All the Models Agreed, and That Taught Me Something
Calm Day in Erie, PA
Photo by me
Bill - The Wx Learner - October 15, 2025
I’ve just recently started analyzing weather models more closely, trying to see how what I’ve learned in classes affects the weather. I am starting to get better at recognizing patterns and seeing what each one is telling me. I am just an amateur at interpreting them, but I am starting to notice things I wouldn’t have even a month ago. This week I noticed that all the models seem to be saying the same thing. Every run seems to tell the same story, almost identical to the last one. No last-minute shifts, no big disagreements, just quiet consistency.
I am far from an expert forecaster. I’m just learning how to do it, and this only reflects what I have been seeing for the Erie area. Still, watching the models line up so closely still felt worth reflecting on because it showed me what stability looks like in the data.
It honestly felt boring at first. When they all say the same thing, it feels like there is nothing to analyze. But after staring at these steady patterns long enough, I started to wonder what I could learn from calm stretches.

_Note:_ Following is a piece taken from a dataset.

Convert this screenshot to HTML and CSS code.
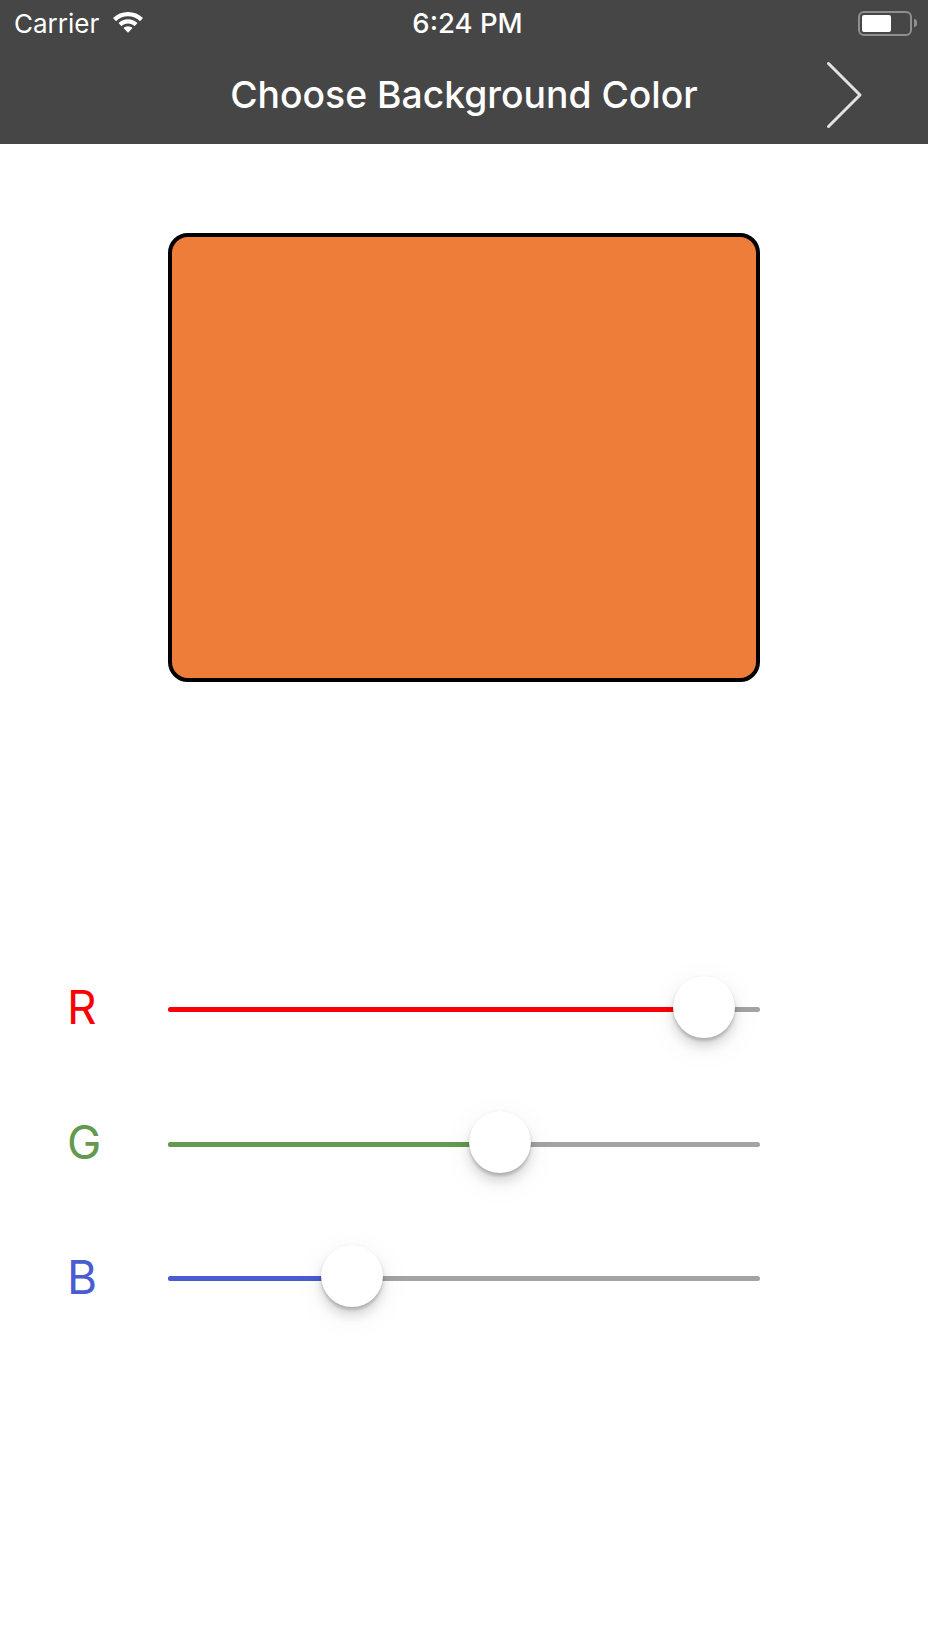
FILE: index.html
```html
<!DOCTYPE html>
<html lang="en">
<head>
<meta charset="utf-8">
<title>Choose Background Color</title>
<link rel="stylesheet" href="styles.css">
</head>
<body>
<header class="header">
  <div class="status">
    <div class="status-left">
      <span class="carrier">Carrier</span>
      <svg class="wifi" width="32" height="24" viewBox="0 0 32 24"><path fill="#fff" d="M16 2C10 2 5 4.300 1 8l3 3.200C7.300 8.100 11.400 6.300 16 6.300s8.700 1.800 12 4.900l3-3.200C27 4.300 22 2 16 2z"/><path fill="#fff" d="M16 9.300c-3.700 0-7 1.400-9.500 3.700l3 3.200c1.700-1.600 4-2.600 6.500-2.600s4.800 1 6.500 2.600l3-3.200c-2.500-2.300-5.800-3.700-9.500-3.700z"/><path fill="#fff" d="M16 16.200c-1.800 0-3.300.7-4.500 1.800l4.500 4.800 4.500-4.800c-1.200-1.100-2.700-1.800-4.500-1.800z"/></svg>
    </div>
    <span class="time">6:24 PM</span>
    <div class="battery">
      <div class="battery-body"><div class="battery-level"></div></div>
      <div class="battery-cap"></div>
    </div>
  </div>
  <div class="nav">
    <h1 class="title">Choose Background Color</h1>
    <svg class="chevron" width="38" height="68" viewBox="0 0 38 68"><path d="M2.500 2.500 34 34 2.500 65.500" fill="none" stroke="#e4e4e4" stroke-width="3" stroke-linecap="round" stroke-linejoin="round"/></svg>
  </div>
</header>
<main class="main">
  <div class="preview"></div>
  <div class="sliders">
    <div class="row">
      <span class="label label-r">R</span>
      <div class="track">
        <div class="fill fill-r" style="width: 90.5%"></div>
        <div class="thumb" style="left: 90.5%"></div>
      </div>
    </div>
    <div class="row">
      <span class="label label-g">G</span>
      <div class="track">
        <div class="fill fill-g" style="width: 56.1%"></div>
        <div class="thumb" style="left: 56.1%"></div>
      </div>
    </div>
    <div class="row">
      <span class="label label-b">B</span>
      <div class="track">
        <div class="fill fill-b" style="width: 31.1%"></div>
        <div class="thumb" style="left: 31.1%"></div>
      </div>
    </div>
  </div>
</main>
</body>
</html>
```
FILE: styles.css
```css
* { box-sizing: border-box; }
html, body { margin: 0; padding: 0; }
body {
  width: 928px;
  height: 1651px;
  background: #fff;
  font-family: Inter, "Liberation Sans", sans-serif;
  overflow: hidden;
}
.header {
  height: 144px;
  background: #464646;
  color: #fff;
  display: flex;
  flex-direction: column;
}
.status {
  height: 46px;
  padding: 0 11px 0 14px;
  display: grid;
  grid-template-columns: 1fr auto 1fr;
  align-items: center;
}
.status-left { display: flex; align-items: center; gap: 13px; }
.carrier { font-size: 26px; font-weight: 400; }
.wifi { display: block; margin-top: -2px; }
.time { font-size: 27.500px; font-weight: 500; margin-left: 4px; }
.battery { justify-self: end; display: flex; align-items: center; gap: 2px; }
.battery-body {
  width: 54px;
  height: 25px;
  border: 2px solid #8f8f8f;
  border-radius: 6px;
  padding: 2px;
}
.battery-level { width: 29px; height: 100%; background: #fff; border-radius: 2px; }
.battery-cap { width: 3px; height: 8px; background: #8f8f8f; border-radius: 0 3px 3px 0; }
.nav {
  flex: 1;
  display: flex;
  align-items: center;
  justify-content: center;
  position: relative;
}
.title { margin: 0; font-size: 37.300px; font-weight: 550; line-height: 1; }
.chevron { position: absolute; right: 64px; top: 15px; display: block; }
.main { display: flex; flex-direction: column; }
.preview {
  width: 592px;
  height: 449px;
  margin: 89px 0 0 168px;
  background: #ee7d3a;
  border: 4px solid #000;
  border-radius: 20px;
}
.sliders { margin-top: 260px; display: flex; flex-direction: column; }
.row { height: 134.800px; display: flex; align-items: center; }
.label { width: 168px; padding: 0 0 4px 67px; font-size: 46px; line-height: 1; font-weight: 400; }
.label-r { color: #fb0007; }
.label-g { color: #64994f; }
.label-b { color: #4a5cd2; }
.track {
  width: 592px;
  height: 5px;
  background: #a3a3a3;
  border-radius: 3px;
  position: relative;
}
.fill { height: 100%; border-radius: 3px 0 0 3px; }
.fill-r { background: #fb0007; }
.fill-g { background: #64994f; }
.fill-b { background: #4a5cd2; }
.thumb {
  position: absolute;
  top: -31px;
  width: 62px;
  height: 62px;
  margin-left: -31px;
  background: #fff;
  border-radius: 50%;
  box-shadow: 0 3px 3px rgba(0,0,0,0.18), 0 8px 12px rgba(0,0,0,0.14), 0 0 1px rgba(0,0,0,0.08), 0 8px 34px rgba(0,0,0,0.06);
}
```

When models agree this tightly, it usually means the larger-scale pattern is well defined. The jet stream is steady, the ridges and troughs are clearly positioned, and there is not much new data to change the story from run to run. It is like the atmosphere has settled into a rhythm the computers all understand. Seeing that stability play out helped me understand what “predictable” really looks like on the maps.
It also reminded me that agreement does not mean I should stop analyzing. Even in quiet setups, there are still small details worth watching: temperature advection, subtle wind shifts, and slight differences in moisture depth. Those are the things that can help me spot when a pattern is about to break and the models start diverging again.